Olağanüstü Dönemler - Kürşat Başar
12 Eylül döneminde üniversite yıllarımdaydım.
Darbenin öncesinde, sendikalar, üniversiteler, barolar, sivil toplum kuruluşları, dernekler, meslek birlikleri, aydınlar ülkenin siyasi haritasında önemli bir yer tutuyordu.
O zamanın medyası, gazeteler, dergiler, kimlikleri gayet açık olarak siyaset yapıyordu.
Şarkıcılar, tiyatrocular, sinemacılar, ressamlar, yazarlar taraflarını açıkça belli ediyor, eserlerinde doğrudan propaganda yapmakla kalmıyor, konuşmalarında da düzeni eleştirmekten çekinmiyorlardı.
Darbe olduktan sonra, sendikacılar, aydınlar, sanatçılar, akademisyenler, sivil toplum örgütlerinin üyeleri hep kovuşturmaya uğradı.
Onları ihbar edip askerlere yağcılık yapmaya çalışan insanlar öne çıktı.
Onlardan boşalan yerleri ötekiler doldurdu.
Bir ülkede muhbirlerin, koltuk kapmak için meslektaşlarını, arkadaşlarını satanların yönetici konumuna gelmesinden ne hayır gelir, artık onu söylemeye gerek yok.
***
Darbeyi yapanlar ve tabii en başlarındaki Kenan Evren, konuşmalarında hep “bir kısım aydınlar” diye başlayarak profesörleri, aydınları, yazarları, çizerleri, gazetecileri yerden yere vurdu.
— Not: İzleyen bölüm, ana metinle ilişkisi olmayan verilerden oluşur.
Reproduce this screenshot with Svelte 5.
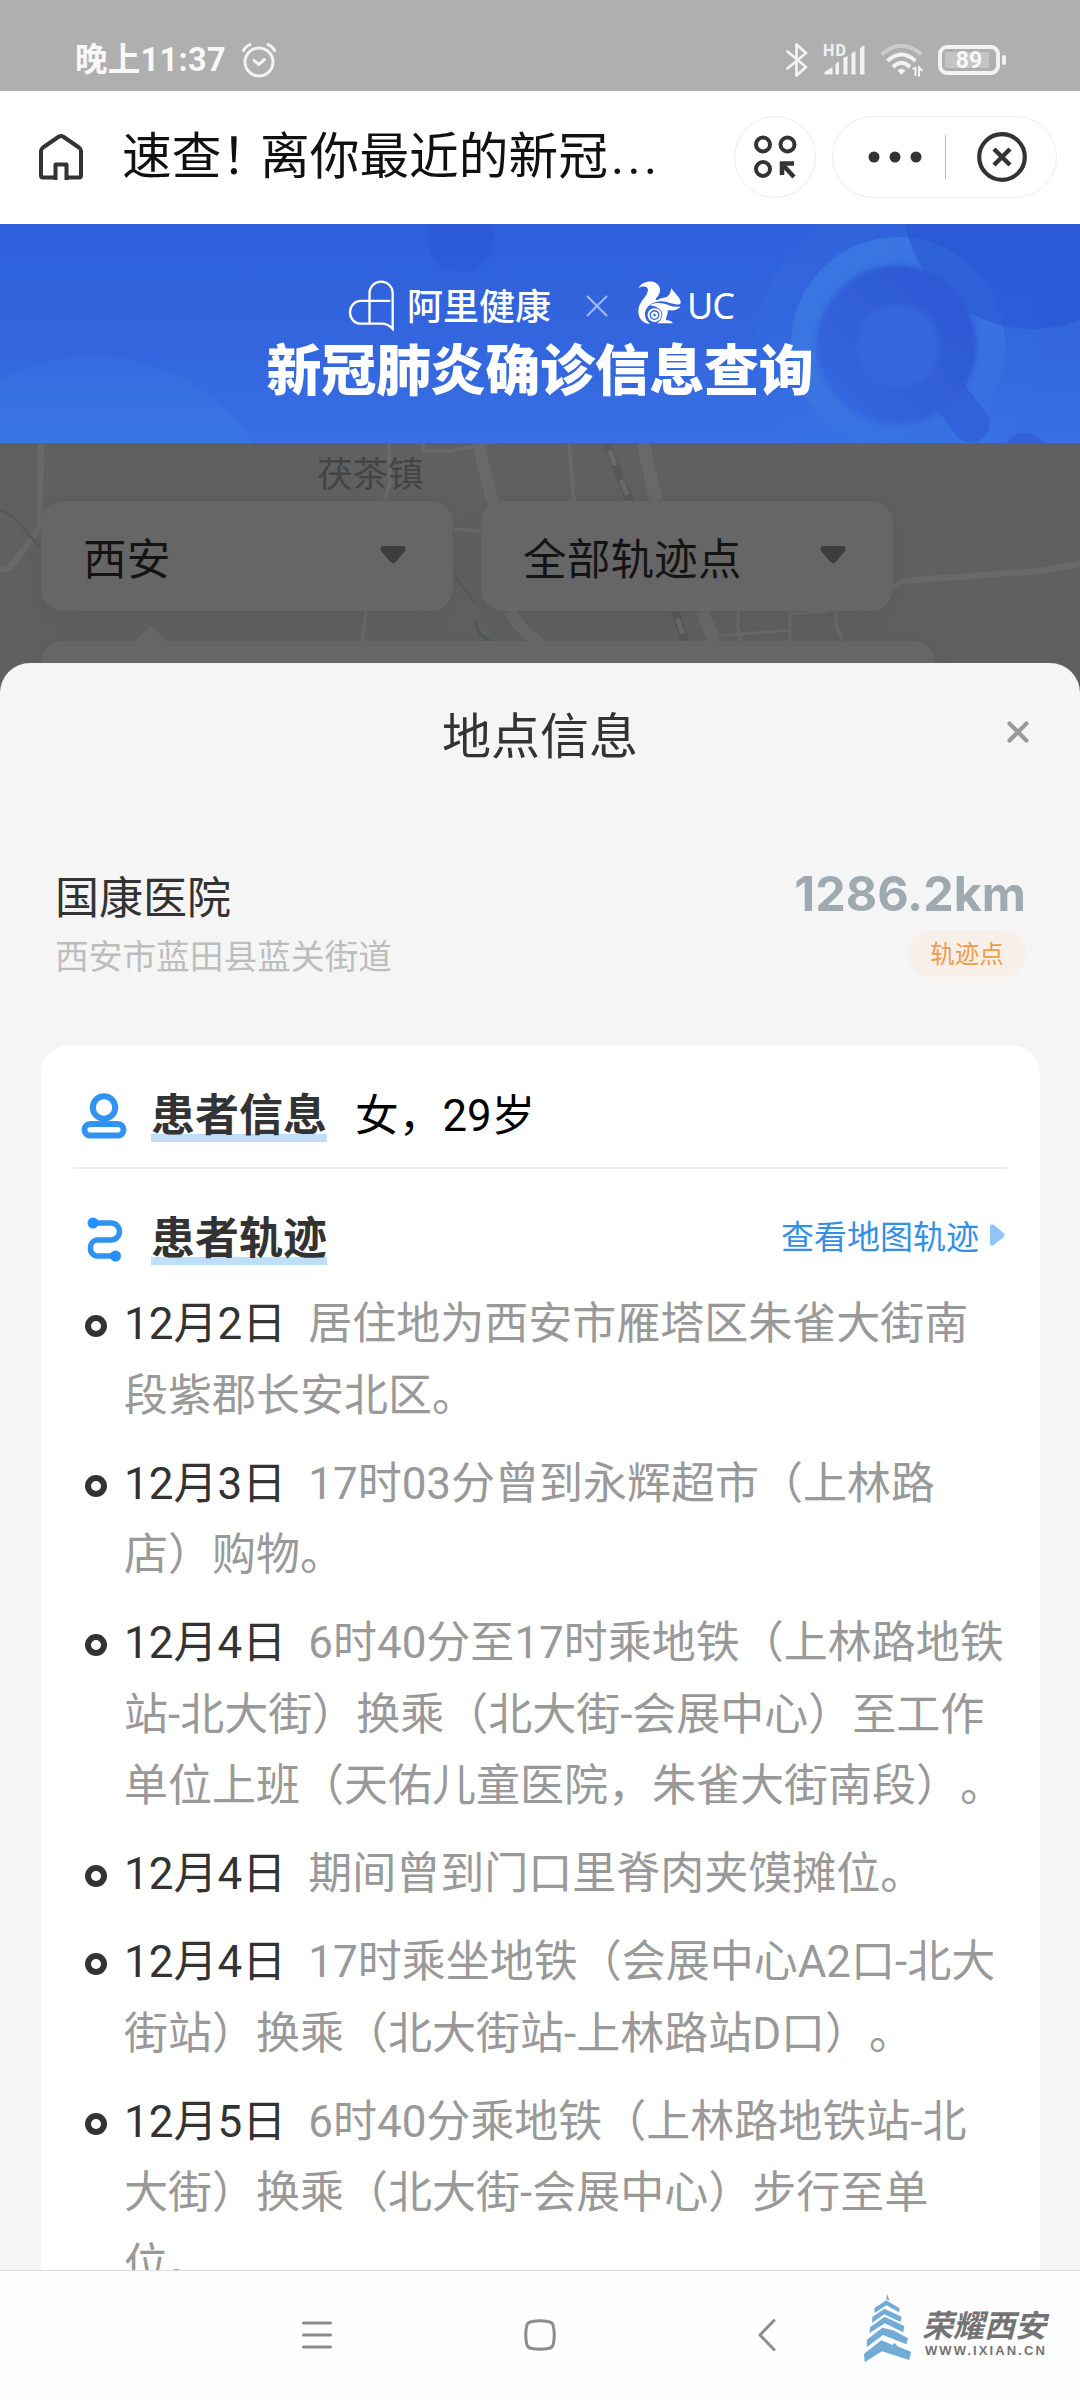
<script>
    const filters = ["西安", "全部轨迹点"];

    const place = {
        name: "国康医院",
        address: "西安市蓝田县蓝关街道",
        distance: "1286.2km",
        tag: "轨迹点",
    };

    const tracks = [
        { date: "12月2日", text: "居住地为西安市雁塔区朱雀大街南段紫郡长安北区。" },
        { date: "12月3日", text: "17时03分曾到永辉超市（上林路店）购物。" },
        {
            date: "12月4日",
            text: "6时40分至17时乘地铁（上林路地铁站-北大街）换乘（北大街-会展中心）至工作单位上班（天佑儿童医院，朱雀大街南段）。",
        },
        { date: "12月4日", text: "期间曾到门口里脊肉夹馍摊位。" },
        { date: "12月4日", text: "17时乘坐地铁（会展中心A2口-北大街站）换乘（北大街站-上林路站D口）。" },
        { date: "12月5日", text: "6时40分乘地铁（上林路地铁站-北大街）换乘（北大街-会展中心）步行至单位。" },
    ];
</script>

<div class="screen">
    <div class="status">
        <span class="time">晚上11:37</span>
        <svg class="alarm" width="36" height="36" viewBox="0 0 36 36" fill="none" stroke="#f2f2f2" stroke-width="3" stroke-linecap="round">
            <circle cx="18" cy="20" r="14" />
            <path d="M2.500 8.500Q4.500 4.500 9 2.500M33.500 8.500Q31.500 4.500 27 2.500M13 18.500L17.800 22.500L23.500 17.500" />
        </svg>
        <div class="signals">
            <svg width="22" height="36" viewBox="0 0 22 36" fill="none" stroke="#f2f2f2" stroke-width="2.800" stroke-linejoin="round" stroke-linecap="round">
                <path d="M1.500 9.500L20 25L10.500 33.500V2.500L20 11L1.500 26.500" />
            </svg>
            <svg class="cell" width="43" height="34" viewBox="0 0 43 34" fill="#f2f2f2">
                <text x="0" y="13" font-size="16" font-weight="700" textLength="23">HD</text>
                <path d="M1.500 31.500V29L9.500 24V31.500ZM12.500 31.500V21L16 18.500V31.500ZM20.500 31.500V15L24.500 13V31.500ZM28.500 31.500V10.500L32.500 8V31.500ZM37 31.500V5L41.500 2V31.500Z" />
            </svg>
            <svg class="wifi" width="44" height="36" viewBox="0 0 44 36" fill="none" stroke="#f2f2f2" stroke-width="4">
                <path d="M1.500 12.500Q21.500 -5 41.500 12.500" stroke="#cbcbcb" />
                <path d="M7.500 19Q21.500 6 35.500 19M13 25Q21.500 16.500 30 25" />
                <path d="M17.500 28.500Q21.500 25 25.500 28.500L21.500 33Z" fill="#f2f2f2" stroke="none" />
                <path d="M32.500 27L35.500 26V34M42.500 29L39 25.500V34.500" stroke-width="2" />
            </svg>
            <div class="battery"><span>89</span></div>
        </div>
    </div>

    <div class="header">
        <svg class="home" width="46" height="48" viewBox="0 0 46 48" fill="none" stroke="#333" stroke-width="4" stroke-linejoin="round">
            <path d="M17.500 47V31.500H28.500V47M17.500 44.500H5Q3 44.500 3 42.500V18Q3 16 5 14.500L21 3.500Q23 2.500 25 3.500L41 14.500Q43 16 43 18V42.500Q43 44.500 41 44.500H28.500" />
        </svg>
        <h1>速查<span class="mark">！</span>离你最近的新冠<span class="dots">...</span></h1>
        <button class="scan" type="button" aria-label="小程序">
            <svg width="44" height="44" viewBox="0 0 44 44" fill="none" stroke="#333" stroke-width="4">
                <circle cx="10" cy="9.500" r="7" />
                <circle cx="34.500" cy="9.500" r="7" />
                <circle cx="10" cy="34" r="7" />
                <path d="M41 42L30 30M29 40V28.500H41" stroke-width="4.500" />
            </svg>
        </button>
        <div class="capsule">
            <svg width="54" height="12" viewBox="0 0 54 12" fill="#333">
                <circle cx="6" cy="6" r="5.500" />
                <circle cx="27" cy="6" r="5.500" />
                <circle cx="48" cy="6" r="5.500" />
            </svg>
            <i class="split"></i>
            <svg width="50" height="50" viewBox="0 0 50 50" fill="none" stroke="#333">
                <circle cx="25" cy="25" r="22.800" stroke-width="4.200" />
                <path d="M17 17L33 33M33 17L17 33" stroke-width="4.500" />
            </svg>
        </div>
    </div>

    <div class="banner">
        <svg class="decor" width="1080" height="219" viewBox="0 0 1080 219">
            <defs>
                <linearGradient id="blob" x1="0" y1="0" x2="0" y2="1">
                    <stop offset="0" stop-color="#3b79e2" stop-opacity="0.200" />
                    <stop offset="0.300" stop-color="#3b79e2" stop-opacity="0.750" />
                </linearGradient>
                <linearGradient id="lens" x1="0.800" y1="0.300" x2="0.200" y2="0.900">
                    <stop offset="0" stop-color="#2e59d5" />
                    <stop offset="1" stop-color="#3366df" />
                </linearGradient>
                <linearGradient id="halo" x1="0" y1="0" x2="1" y2="1">
                    <stop offset="0" stop-color="#3b79e2" />
                    <stop offset="1" stop-color="#386fe1" />
                </linearGradient>
                <filter id="soft" x="-10%" y="-10%" width="120%" height="120%">
                    <feGaussianBlur stdDeviation="2.500" />
                </filter>
            </defs>
            <circle cx="93" cy="322" r="190" fill="url(#blob)" />
            <circle cx="461" cy="14" r="34" fill="#2c58d5" opacity="0.600" />
            <circle cx="898" cy="120" r="142" fill="#3c78e5" opacity="0.120" />
            <circle cx="898" cy="120" r="107" fill="url(#halo)" opacity="0.900" />
            <circle cx="1032" cy="-24" r="129" fill="#2a55d4" opacity="0.600" />
            <path d="M945 165L971 200" stroke="#3162dc" stroke-width="37" stroke-linecap="round" />
            <circle cx="897" cy="121" r="80" fill="url(#lens)" filter="url(#soft)" />
            <circle cx="898" cy="122" r="42" fill="#3566dd" filter="url(#soft)" />
            <circle cx="1025" cy="231" r="22" fill="#3162dc" />
        </svg>
        <div class="brands">
            <svg width="47" height="51" viewBox="24 30 142 152" fill="none" stroke="#fff" stroke-width="7">
                <path d="M89 158V68A35 34 0 0 1 159 68V177Q146 161 125 161H62A32 34.500 0 0 1 62 92H152" />
            </svg>
            <span class="ali">阿里健康</span>
            <svg class="times" width="22" height="22" viewBox="0 0 22 22" stroke="#a3b9f5" stroke-width="2">
                <path d="M1 1L21 21M21 1L1 21" />
            </svg>
            <svg class="squirrel" width="45" height="45" viewBox="890 28 136 136" fill="#fff">
                <path d="M894 52C905 34 930 27 947 37C965 49 962 67 949 82C944 89 947 91 956 86C962 82 970 81 980 79L989 70L994 53C1000 65 1014 74 1020 87C1024 95 1022 101 1016 102C996 102 981 91 961 92C930 94 914 113 914 132C914 145 921 154 930 160C909 161 895 145 894 124C893 91 924 78 923 57C922 46 908 46 894 52Z" />
                <path d="M928 104C950 92 972 98 988 105C1000 110 1011 109 1022 108C1013 119 999 122 983 119C985 134 974 143 979 150C988 150 997 153 998 159H950C967 151 971 130 961 119C952 109 940 105 928 104Z" />
                <path fill-rule="evenodd" d="M943 113A21 21 0 1 0 943.100 113ZM943 119A15 15 0 1 1 942.900 119Z" />
                <path fill-rule="evenodd" d="M943 123A11 11 0 1 0 943.100 123ZM943 130A4 4 0 1 1 942.900 130Z" />
            </svg>
            <span class="uc">UC</span>
        </div>
        <h2>新冠肺炎确诊信息查询</h2>
    </div>

    <div class="map">
        <svg class="roads" width="1080" height="240" viewBox="0 0 1080 240" fill="none" stroke="#696969">
            <path d="M41 0L40 80L39 86L12 122Q8 127 0 126" stroke-width="6" />
            <path d="M0 67Q14 72 24 86L41 106M454 132L475 160" stroke="#555957" stroke-width="2" />
            <path d="M389 0L390 38L385 58M366 168L362 198M423 0V8H450L500 -2M454 86L482 88M569 0L574 58" stroke-width="3.500" />
            <path d="M478 0L490 50L500 80M510 168Q520 188 540 200" stroke-width="12" />
            <path d="M475 177Q477 192 490 198" stroke="#505a55" stroke-width="3" />
            <path d="M606 0L630 58M675 168L685 198" stroke="#585858" stroke-width="8" />
            <path d="M606 0L630 58M675 168L685 198" stroke-width="5" stroke-dasharray="16 16" stroke-dashoffset="-8" />
            <path d="M643 0L656 58M702 168L714 198" stroke-width="13" />
            <path d="M738 168V184L741 198M790 168V198M836 168V182L843 198M720 193L790 187M790 171L830 168" stroke-width="3" />
            <path d="M890 146L903 138L1040 128L1080 121" stroke-width="6" />
        </svg>
        <span class="town">茯茶镇</span>
        <div class="filters">
            {#each filters as filter}
                <div class="filter">
                    <span>{filter}</span>
                    <svg width="26" height="18" viewBox="0 0 26 18" fill="#3e3e3e">
                        <path d="M3 0H23Q27 1 25 5L16 15.500Q13 19 10 15.500L1 5Q-1 1 3 0Z" />
                    </svg>
                </div>
            {/each}
        </div>
        <div class="tip"></div>
    </div>

    <div class="sheet">
        <div class="sheet-head">
            <h3>地点信息</h3>
            <svg class="close" width="22" height="22" viewBox="0 0 22 22" stroke="#999" stroke-width="4.200" stroke-linecap="round">
                <path d="M2.500 2.500L19.500 19.500M19.500 2.500L2.500 19.500" />
            </svg>
        </div>

        <div class="place">
            <div>
                <div class="name">{place.name}</div>
                <div class="address">{place.address}</div>
            </div>
            <div class="side">
                <div class="distance">{place.distance}</div>
                <div class="tag">{place.tag}</div>
            </div>
        </div>

        <div class="card">
            <div class="row patient">
                <svg class="icon" width="46" height="46" viewBox="0 0 46 46" fill="none" stroke="#2f93ef" stroke-width="6">
                    <circle cx="23" cy="14.500" r="11.200" />
                    <rect x="3.500" y="31" width="39" height="11.500" rx="5.700" />
                </svg>
                <h4>患者信息</h4>
                <span class="info">女，29岁</span>
            </div>
            <div class="row track-head">
                <svg class="icon" width="46" height="46" viewBox="0 0 46 46" fill="none" stroke="#2f93ef" stroke-width="5.500">
                    <path d="M12 7H30A8.500 8.500 0 0 1 30 24H15A8.500 8.500 0 0 0 15 40H34" />
                    <circle cx="12" cy="7" r="5.500" fill="#2490fd" stroke="none" />
                    <circle cx="34.500" cy="40" r="5.500" fill="#2490fd" stroke="none" />
                </svg>
                <h4>患者轨迹</h4>
                <span class="link">查看地图轨迹</span>
                <svg class="go" width="15" height="22" viewBox="0 0 15 22" fill="#90c5fc">
                    <path d="M0 2Q1 -1 4 1L13 8.500Q16 11 13 13.500L4 21Q1 23 0 20Z" />
                </svg>
            </div>
            <ul>
                {#each tracks as track}
                    <li><span class="date">{track.date}</span>{track.text}</li>
                {/each}
            </ul>
        </div>
    </div>

    <div class="nav">
        <svg width="32" height="32" viewBox="0 0 32 32" stroke="#8c8c8c" stroke-width="3" stroke-linecap="round">
            <path d="M2.500 4H29.500M2.500 16H29.500M2.500 28H29.500" />
        </svg>
        <svg width="32" height="32" viewBox="0 0 32 32" fill="none" stroke="#8c8c8c" stroke-width="3">
            <path d="M8 2.500Q16 1 24 2.500Q29 3 29.500 8Q31 16 29.500 24Q29 29 24 29.500Q16 31 8 29.500Q3 29 2.500 24Q1 16 2.500 8Q3 3 8 2.500Z" />
        </svg>
        <svg width="18" height="34" viewBox="0 0 18 34" fill="none" stroke="#8c8c8c" stroke-width="3" stroke-linecap="round" stroke-linejoin="round">
            <path d="M16 2.500L2 17L16 31.500" />
        </svg>
        <div class="watermark">
            <svg width="47" height="70" viewBox="0 0 141 210" fill="#72abd6">
                <path d="M67 20L69 2L76 21Z" />
                <path d="M31 45L67 22L107 46L105 58L67 37L32 60Z" />
                <path d="M25 72L61 47L113 71L110 86L90 78L61 64L24 90Z" />
                <path d="M18 103L62 71L121 99L118 118L62 91L16 121Z" />
                <path d="M9 140L55 104L88 112L132 136L127 154L57 126L8 163Z" />
                <path d="M0 182L52 142L86 156L92 149L100 160L141 176L136 201L54 175L2 208Z" />
            </svg>
            <div class="words">
                <span class="brush">荣耀西安</span>
                <span class="site">WWW.IXIAN.CN</span>
            </div>
        </div>
    </div>
</div>

<style>
    .screen {
        width: 1080px;
        height: 2400px;
        display: flex;
        flex-direction: column;
        overflow: hidden;
        background: #fff;
        color: #333;
        font-family: Roboto, "Noto Sans CJK SC", sans-serif;
        text-spacing-trim: space-all;
    }

    h1, h2, h3, h4, ul {
        margin: 0;
        padding: 0;
        font-weight: 400;
    }

    svg {
        display: block;
        flex: none;
    }

    .status {
        flex: none;
        height: 91px;
        box-sizing: border-box;
        padding: 28px 74px 0 75px;
        display: flex;
        align-items: center;
        background: #afafaf;
        color: #f8f8f8;
    }

    .time {
        width: 166px;
        font-size: 32.500px;
        line-height: 40px;
        font-weight: 700;
        white-space: nowrap;
        letter-spacing: 0.3px;
    }

    .signals {
        margin-left: auto;
        display: flex;
        align-items: center;
    }

    .cell {
        margin-left: 15px;
        overflow: visible;
    }

    .wifi {
        margin: 0 14px 0 14px;
    }

    .battery {
        position: relative;
        width: 62px;
        height: 30px;
        box-sizing: border-box;
        border: 4px solid #f2f2f2;
        border-radius: 9px;
        padding: 3px;
        margin-right: 6px;
    }

    .battery span {
        display: block;
        width: 44px;
        height: 16px;
        line-height: 17px;
        background: #c4c4c4;
        font-size: 23px;
        font-weight: 700;
        text-align: center;
        text-indent: 4px;
    }

    .battery::after {
        content: "";
        position: absolute;
        right: -10px;
        top: 6px;
        width: 4px;
        height: 10px;
        border-radius: 2px;
        background: #f2f2f2;
    }

    .header {
        flex: none;
        height: 133px;
        box-sizing: border-box;
        padding: 0 23px 1px 38px;
        display: flex;
        align-items: center;
        background: #fff;
    }

    h1 {
        flex: none;
        width: 574px;
        margin-left: 38px;
        font-size: 49.700px;
        line-height: 70px;
        color: #111;
        white-space: nowrap;
    }

    .mark {
        margin-right: -11px;
    }

    .dots {
        margin-left: 3px;
        letter-spacing: 3.5px;
    }

    .scan,
    .capsule {
        height: 82px;
        box-sizing: border-box;
        border: 1px solid #ececec;
        border-radius: 41px;
        background: #fff;
        display: flex;
        align-items: center;
        justify-content: center;
    }

    .scan {
        flex: none;
        width: 82px;
        margin-left: 38px;
        padding: 0;
    }

    .capsule {
        width: 225px;
        margin-left: auto;
        padding-left: 5px;
    }

    .split {
        width: 1px;
        height: 44px;
        margin: 0 31px 0 23px;
        background: #bbb;
    }

    .banner {
        position: relative;
        flex: none;
        height: 219px;
        background: linear-gradient(176deg, #3060dc 10%, #3366de 55%, #386fe5);
        background: linear-gradient(#3060dc 10%, #3366de 55%, #386fe5);
        color: #fff;
    }

    .decor,
    .roads {
        position: absolute;
        left: 0;
        top: 0;
    }

    .brands {
        position: relative;
        height: 51px;
        padding: 56px 0 0 348px;
        display: flex;
        align-items: center;
    }

    .ali {
        width: 179px;
        margin: -3px 0 0 12px;
        font-size: 36px;
        font-weight: 500;
    }

    .squirrel {
        margin: -6px 5px 0 29px;
    }

    .uc {
        font: 400 36px/40px "Noto Sans", sans-serif;
        letter-spacing: -1px;
    }

    h2 {
        position: relative;
        font-size: 55px;
        line-height: 81px;
        font-weight: 900;
        text-align: center;
        letter-spacing: -0.3px;
    }

    .map {
        position: relative;
        flex: none;
        height: 260px;
        margin-bottom: -40px;
        background: #606060;
        overflow: hidden;
    }

    .town {
        position: relative;
        display: block;
        height: 58px;
        line-height: 65px;
        padding-left: 317px;
        font-size: 35.500px;
        color: #444;
    }

    .filters {
        position: relative;
        display: flex;
        gap: 28px;
        padding-left: 41px;
    }

    .filter {
        width: 412px;
        height: 110px;
        box-sizing: border-box;
        padding: 0 47px 0 42px;
        border-radius: 22px;
        display: flex;
        align-items: center;
        justify-content: space-between;
        background: #666;
        box-shadow: 0 6px 24px rgba(0, 0, 0, 0.08);
        font-size: 43.700px;
        color: #141414;
    }

    .filter svg {
        margin-top: -3px;
    }

    .tip {
        position: relative;
        width: 894px;
        height: 80px;
        margin: 30px 0 0 41px;
        border-radius: 22px;
        background: #666;
        box-shadow: 0 6px 24px rgba(0, 0, 0, 0.08);
    }

    .tip::before {
        content: "";
        position: absolute;
        left: 93px;
        top: -15px;
        border: 17px solid transparent;
        border-top: 0;
        border-bottom: 16px solid #666;
    }

    .sheet {
        position: relative;
        flex: none;
        height: 1607px;
        display: flex;
        flex-direction: column;
        border-radius: 30px 30px 0 0;
        overflow: hidden;
        background: #f5f5f5;
    }

    .sheet-head {
        position: relative;
        flex: none;
        height: 150px;
        line-height: 149px;
        text-align: center;
    }

    h3 {
        font-size: 49px;
    }

    .close {
        position: absolute;
        right: 51px;
        top: 58px;
    }

    .place {
        flex: none;
        height: 232px;
        box-sizing: border-box;
        padding: 52px 54px 0 55px;
        display: flex;
        justify-content: space-between;
    }

    .name {
        font-size: 44px;
        line-height: 68px;
    }

    .address {
        font-size: 33.700px;
        line-height: 50px;
        color: #bdbdbd;
    }

    .side {
        display: flex;
        flex-direction: column;
        align-items: flex-end;
    }

    .distance {
        font: 700 48.400px/58px Inter, sans-serif;
        color: #9fa9b0;
    }

    .tag {
        margin-top: 7px;
        width: 118px;
        height: 47px;
        border-radius: 24px;
        background: #f8efe8;
        color: #ec9d4b;
        font-size: 24.500px;
        line-height: 50px;
        text-align: center;
    }

    .card {
        flex: none;
        width: 999px;
        min-height: 1300px;
        box-sizing: border-box;
        margin-left: 41px;
        padding: 0 33px;
        border-radius: 28px;
        background: #fff;
    }

    .row {
        display: flex;
        align-items: center;
        padding-left: 7px;
    }

    .patient {
        height: 124px;
        padding-top: 20px;
        box-sizing: border-box;
        border-bottom: 2px solid #ececec;
    }

    .patient .info {
        margin-top: -9px;
        padding-left: 28px;
        font-size: 43.700px;
        color: #000;
    }

    .track-head {
        height: 112px;
        padding-top: 28px;
        box-sizing: border-box;
    }

    h4 {
        margin-left: 24px;
        font-size: 44px;
        line-height: 51px;
        font-weight: 700;
        background: linear-gradient(#bfdff9, #bfdff9) no-repeat 0 100% / 100% 8px;
    }

    .link {
        margin: -8px 0 0 auto;
        font-size: 33px;
        color: #3390e6;
    }

    .go {
        margin: -9px 2px 0 11px;
    }

    ul {
        padding: 8px 0 0 50px;
        list-style: none;
    }

    li {
        position: relative;
        margin-bottom: 16.500px;
        font-size: 44px;
        line-height: 71.500px;
        color: #999;
    }

    li::before {
        content: "";
        position: absolute;
        left: -39px;
        top: 26px;
        width: 10px;
        height: 10px;
        border: 6px solid #333;
        border-radius: 50%;
    }

    .date {
        margin-right: 22px;
        color: #333;
    }

    .nav {
        position: relative;
        flex: 1;
        display: flex;
        align-items: center;
        gap: 191px;
        padding: 0 0 2px 301px;
        border-top: 1px solid #ddd;
        background: #fefefe;
    }

    .nav > svg:nth-child(3) {
        margin-left: 11px;
    }

    .watermark {
        position: absolute;
        left: 864px;
        top: 22px;
        display: flex;
        gap: 11px;
        color: #737373;
    }

    .words {
        display: flex;
        flex-direction: column;
        padding-top: 12px;
    }

    .brush {
        font: italic 700 31px/38px "Noto Sans CJK SC", sans-serif;
        white-space: nowrap;
    }

    .site {
        padding-left: 3px;
        font: 700 13px/16px "Liberation Sans", sans-serif;
        letter-spacing: 2.1px;
    }
</style>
Kendisi gibi düşünmeyen, kendi kurduğu rejime ses çıkarmayan, onu yağlayan ve muhbirlik edenler dışında kim varsa “vatan haini” olarak yaftaladı.
Sayısız insanı, olur olmaz nedenlerle örgüt kurmaktan, devleti yıkmaya çalışmaktan, bölücülükten yargıladı.
Bazıları gerçekten bir suça karışmış, ama birçoğu yalnızca görüşlerini dile getirmiş, inandıklarını savunmuş pek çok insanın hayatı bu davalar yüzünden karardı. İşlerinden oldular. Aileleri dağıldı. Meslek hayatları bitti. Yıllarca hapislerde yattılar. İşkence gördüler. Kaçmak zorunda kaldılar. Sürgünde yaşadılar. Seslerini duyuramadılar. Kendilerini savunamadılar.
Bütün bunların haksızlık olduğunu söylemeye çalışanlar da sindirildi, onlar da aynı yaftayı yemekten ve başlarına aynı şeyin gelmesinden korktular.
En korkunç olanı da herkes, “kendisi gibi olmaktan korkmayı” öğrendi.
***
Suçlananlar, kendilerini savunmaya kalktıklarında, yasaların da istendiği gibi değiştirilebildiğini, mahkemelerin istediği gibi delil uydurabildiğini gördüler.
Bu olağanüstü bir dönemdi. Dikta düzeniydi. Sokakta yürürken bile tipiniz beğenilmeyip bir örgüt üyesi sayılmanız an meselesiydi. Üniversite öğrencisi olmak, sakal bırakmak bile tek başına potansiyel suçlu sayılmanıza yeterdi. Politika konuşmak bile rejime karşı bir harekete girişmek gibi görülüyordu.
Evet, bu olağanüstü bir dönemdi. Dikta rejimi elbette kendisinin meşru olmadığını söyleyebilecek herkesi sindirmek istiyordu.
Zaten, ben demokrasiyi savunuyorum, insan haklarından yanayım, herkese haklarını vereceğim gibi bir iddiası da yoktu. Aksine, gayet açık biçimde kendisinin dağıttığı haklar dışında kimsenin bir hakkı olmadığını da söylüyordu.
Cumhurbaşkanını da, başbakanı da, bakanları da, milletvekillerini de, bürokratları da, rektörleri de yönetim seçiyor. Onların dışında canlarının istemediği kimse ne bilgiye, ne yeteneğe, ne başarıya sahip olursa olsun bir yere gelemiyordu.
Kenan Paşa, bütün ülkeyi geziyor, her gittiği yerde bir kürsü kuruluyor, kürsüye çıkıp önce gazetecilerden ve aydınlardan başlayarak beğenmediği herkese veryansın ediyordu.
***
Bunlar çok uzun yıllar önce olağanüstü bir rejimde yaşanıyordu.
Yaklaşık on yıldır Türkiye bu dönemle hesaplaştığını söylüyor. Hatta dönemin aktörleri hakkında davalar açıyor. Anayasayı değiştiriyor.
Peki, şimdi olup bitenlerle bu yukarıda anlattıklarım arasında bir benzerlik yok mu?